In the face of such business and leadership challenges and responsibilities, Ms Vlahos has founded (and is the chief executive of) Wellceum, a new workplace consultancy platform that assists businesses in integrating a longitudinal measurement and assessment system to foster higher standards of wellness, by using “real people data”.

Doing so, she outlined, assists organisations to identify priority needs, measure impact of initiatives, manage psychosocial risk, comply with legislative duties as well as unlock opportunities for improved employee resilience and increased productivity.

“Through measurement, we can prove a service or initiative is effective at meeting the needs of the people they seek to help and therefore measuring wellbeing can help to maximise social impact,” she said.

“Taking a multi-disciplinary approach, Wellceum has partnered with industry experts Flourish Dx and Huber Social in providing organisations with a measurable data system to inform decision making and strategy.”

Such a consultancy platform is imperative in the legal profession, Ms Vlahos argued, given how wellbeing issues have traditionally been viewed as the individual’s responsibility.

“This Darwinian approach has necessitated lawyers being required to build superhuman grit and resilience to parry the demands of practice,” she said.

“How that plays out from a workplace health and safety context is quite profound when the research suggests that commonly reported psychosocial stressors in the legal workplace such as high job demands, low job control and poor workplace relationships have the capacity to contribute to a large proportion of wellbeing related issues.”

As a practical legal training mentor, she reflected, looking after a graduate cohort during the 2018 Hayne royal commission was the catalyst for her inquiry into how job design and stressors in the workplace impact wellbeing, particularly for young lawyers.

“I realised very soon that general approach taken by the profession has been relatively reactive rather than preventative in its endeavours. Many firms have onboarded EAP services, resilience training and even mental health first aid,” she said.

“These are all effective interventions as ‘icing on the cake’, but they are not prevention based to mental health.”

In the face of this, and through implementing an assessment and measurement system, Wellceum can support organisations identify and proactively manage the psychosocial risk in their workplaces, Ms Vlahos proclaimed.

“At the same time, it can help promote positive mental health and provide managers and employees the opportunity to flourish in their workplaces.

“Wellceum can also provide clients with insights to prove a service or initiative is effective at meeting the needs of the people they seek to help.
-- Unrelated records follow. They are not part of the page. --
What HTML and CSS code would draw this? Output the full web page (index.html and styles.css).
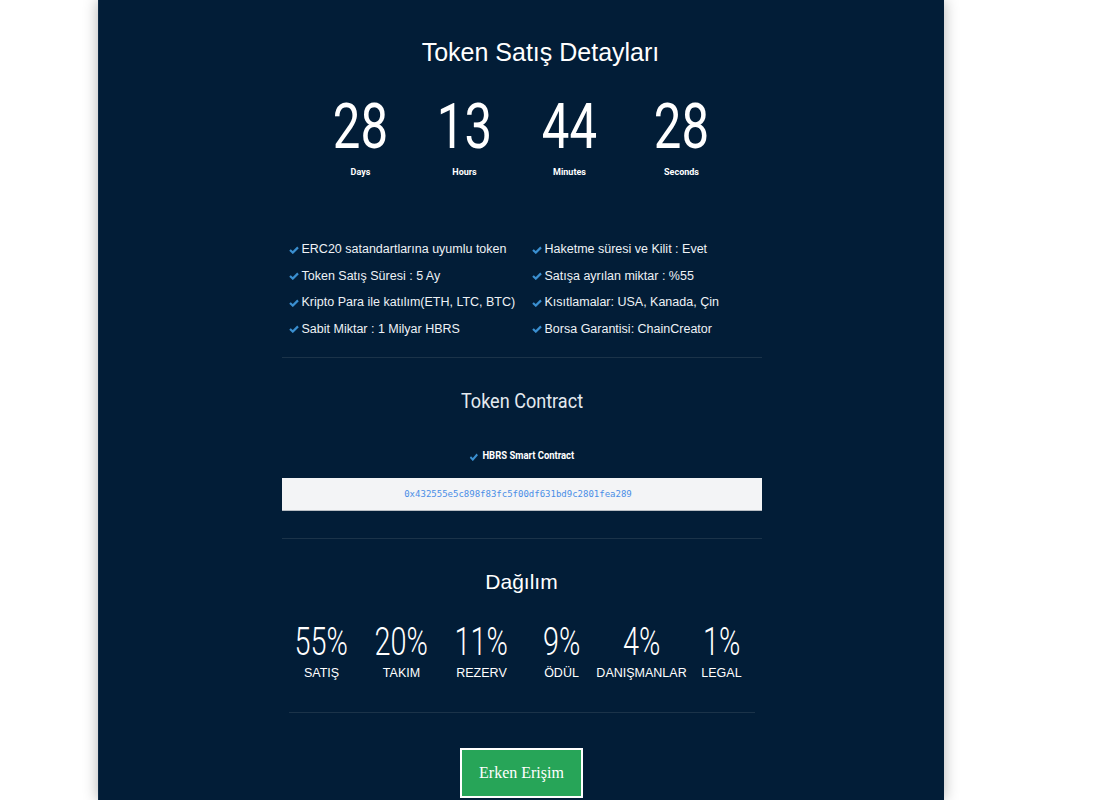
FILE: index.html
```html
<!DOCTYPE html>
<html lang="tr">

<head>
    <meta charset="UTF-8">
    <meta name="viewport" content="width=device-width, initial-scale=1.0">
    <title>Token Satış Detayları</title>
    <link rel="stylesheet" href="styles.css">
</head>

<body>
    <main class="page">
        <section class="sale">
            <div class="inner">
                <h2 class="sale-title">Token Satış Detayları</h2>

                <!-- countdown -->
                <div class="countdown">
                    <div class="count"><span class="count-num">28</span><span class="count-label">Days</span></div>
                    <div class="count"><span class="count-num">13</span><span class="count-label">Hours</span></div>
                    <div class="count"><span class="count-num">44</span><span class="count-label">Minutes</span></div>
                    <div class="count"><span class="count-num">28</span><span class="count-label">Seconds</span></div>
                </div>

                <ul class="features">
                    <li><svg class="check" viewBox="0 0 10 8"><polyline points="1,4 3.8,6.6 9,1.4" /></svg>ERC20 satandartlarına uyumlu token</li>
                    <li><svg class="check" viewBox="0 0 10 8"><polyline points="1,4 3.8,6.6 9,1.4" /></svg>Haketme süresi ve Kilit : Evet</li>
                    <li><svg class="check" viewBox="0 0 10 8"><polyline points="1,4 3.8,6.6 9,1.4" /></svg>Token Satış Süresi : 5 Ay</li>
                    <li><svg class="check" viewBox="0 0 10 8"><polyline points="1,4 3.8,6.6 9,1.4" /></svg>Satışa ayrılan miktar : %55</li>
                    <li><svg class="check" viewBox="0 0 10 8"><polyline points="1,4 3.8,6.6 9,1.4" /></svg>Kripto Para ile katılım(ETH, LTC, BTC)</li>
                    <li><svg class="check" viewBox="0 0 10 8"><polyline points="1,4 3.8,6.6 9,1.4" /></svg>Kısıtlamalar: USA, Kanada, Çin</li>
                    <li><svg class="check" viewBox="0 0 10 8"><polyline points="1,4 3.8,6.6 9,1.4" /></svg>Sabit Miktar : 1 Milyar HBRS</li>
                    <li><svg class="check" viewBox="0 0 10 8"><polyline points="1,4 3.8,6.6 9,1.4" /></svg>Borsa Garantisi: ChainCreator</li>
                </ul>

                <div class="divider"></div>

                <!-- contract -->
                <h3 class="contract-title"><span>Token Contract</span></h3>
                <p class="contract-name"><span><svg class="check" viewBox="0 0 10 8"><polyline points="1,4 3.8,6.6 9,1.4" /></svg>HBRS Smart Contract</span></p>
                <div class="contract-address">0x432555e5c898f83fc5f00df631bd9c2801fea289</div>

                <div class="divider wide-gap"></div>

                <!-- distribution -->
                <h3 class="dist-title">Dağılım</h3>
                <div class="dist">
                    <div class="dist-item"><span class="dist-num">55%</span><span class="dist-label">SATIŞ</span></div>
                    <div class="dist-item"><span class="dist-num">20%</span><span class="dist-label">TAKIM</span></div>
                    <div class="dist-item"><span class="dist-num">11%</span><span class="dist-label">REZERV</span></div>
                    <div class="dist-item"><span class="dist-num">9%</span><span class="dist-label">ÖDÜL</span></div>
                    <div class="dist-item"><span class="dist-num">4%</span><span class="dist-label">DANIŞMANLAR</span></div>
                    <div class="dist-item"><span class="dist-num">1%</span><span class="dist-label">LEGAL</span></div>
                </div>

                <div class="divider short"></div>

                <button class="btn-access">Erken Erişim</button>
            </div>
        </section>
    </main>
</body>

</html>
```

FILE: styles.css
```css
/* page reset */
* {
    box-sizing: border-box;
}

body {
    margin: 0;
    background-color: #fff;
    font-family: "Liberation Sans", Arial, sans-serif;
}

.page {
    min-height: 100vh;
}

.sale {
    width: 846px;
    min-height: 800px;
    margin-left: 98px;
    padding-top: 37px;
    background-color: #021d37;
    border-left: 1px solid #0e2a45;
    box-shadow: 0 0 14px rgba(0, 0, 0, 0.3);
}

.inner {
    width: 480px;
    margin: 0 auto;
    text-align: center;
    color: #fff;
}

.sale-title {
    margin: 0;
    padding-left: 38px;
    font-size: 25px;
    line-height: 30px;
    font-weight: 400;
}

/* countdown */
.countdown {
    display: grid;
    grid-template-columns: 104px 104px 106px 118px;
    justify-content: center;
    padding-left: 6px;
    margin-top: 28px;
}

.count-num {
    display: inline-block;
    font-family: Roboto, sans-serif;
    font-weight: 400;
    font-size: 63px;
    line-height: 63px;
    transform: scaleX(0.78);
}

.count-label {
    display: block;
    margin-top: 8px;
    font-family: Roboto, sans-serif;
    font-weight: 700;
    font-size: 9px;
    line-height: 12px;
}

/* feature list */
.features {
    list-style: none;
    margin: 58px 0 0;
    padding: 0 0 0 7px;
    display: grid;
    grid-template-columns: 243px 243px;
    text-align: left;
}

.features li {
    display: flex;
    align-items: center;
    gap: 3px;
    font-size: 12.5px;
    line-height: 26.5px;
    color: #eef2f6;
}

.check {
    width: 10px;
    height: 8px;
    margin-top: 1px;
    flex-shrink: 0;
    fill: none;
    stroke: #3a8fd0;
    stroke-width: 2.2;
}

.divider {
    height: 1px;
    margin-top: 15px;
    background-color: #1b3349;
}

.divider.wide-gap {
    margin-top: 27px;
}

.divider.short {
    margin: 31px 7px 0;
}

/* contract */
.contract-title {
    margin: 30px 0 0;
    font-family: Roboto, sans-serif;
    font-weight: 400;
    font-size: 21px;
    line-height: 26px;
    color: #e4eaf0;
}

.contract-title span {
    display: inline-block;
    transform: scaleX(0.86);
}

.contract-name {
    margin: 35px 0 0;
    font-family: Roboto, sans-serif;
    font-weight: 700;
    font-size: 11px;
    line-height: 14px;
}

.contract-name span {
    display: inline-flex;
    align-items: center;
    gap: 5px;
    transform: scaleX(0.86);
}

.contract-address {
    margin-top: 13px;
    padding-right: 7px;
    background-color: #f3f4f6;
    border-bottom: 1px solid #b8bdc3;
    font-family: "DejaVu Sans Mono", monospace;
    font-size: 9px;
    line-height: 32px;
    color: #4a8ee6;
}

/* distribution */
.dist-title {
    margin: 30px 0 0;
    font-size: 21px;
    line-height: 26px;
    font-weight: 400;
}

.dist {
    display: grid;
    grid-template-columns: repeat(6, 80px);
    justify-items: center;
    margin-top: 28px;
}

.dist-item {
    display: flex;
    flex-direction: column;
    align-items: center;
    white-space: nowrap;
}

.dist-num {
    display: inline-block;
    font-family: Roboto, sans-serif;
    font-weight: 300;
    font-size: 38px;
    line-height: 38px;
    transform: scaleX(0.76);
}

.dist-label {
    margin-top: 4px;
    font-size: 12.5px;
    line-height: 16px;
}

.btn-access {
    margin-top: 35px;
    padding: 14px 17px;
    background-color: #27a558;
    border: 2px solid #fff;
    color: #fff;
    font-family: "Liberation Serif", serif;
    font-size: 16px;
    cursor: pointer;
}
```
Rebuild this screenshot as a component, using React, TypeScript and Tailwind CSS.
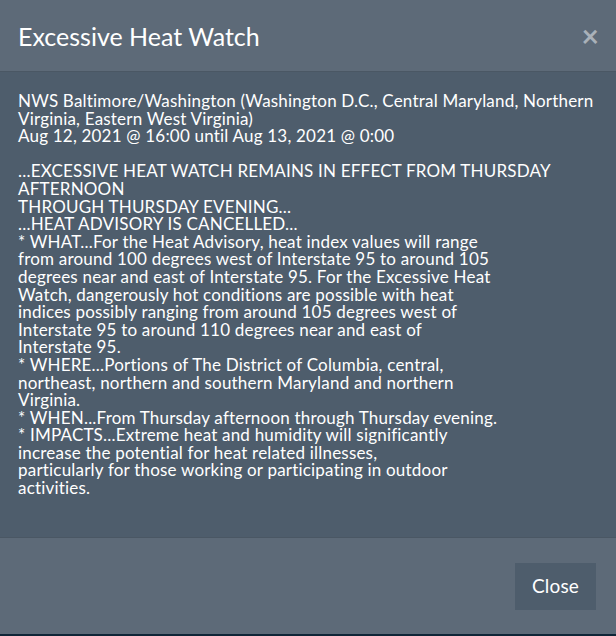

Measuring wellbeing can help to maximise social impact by directing resources to the most effective use,” she added.

“We are then able to work together to improve impact by identifying where to best focus delivery, resources, innovation and collaboration.”

What comes next

Looking ahead to the future, Ms Vlahos said that the next frontier is about optimising a system based on “practice”, through which measurement is embedded into the impact management process and decisions are based on the data.

“This is why viewing ESG as a longitudinal process is critical for leadership and the emphasis of governance should be on stewarding the process. Seeing management of wellbeing as a longitudinal integrative system where risk management and impact come together will put organisations on the best trajectory to help optimise the highest standards of health and wellbeing,” she explained.

“The pandemic has reoriented traditional economic and business practices where performance and reward systems were geared toward outputs. We are now at the point where we are prepared to move beyond GDP as a sole measure of progress to account for things that really matter: our physical and mental health, the environment, the unity of our communities, and the fair distribution of economic wealth in our society.

“This means putting our economy in service of what people and planet actually need.”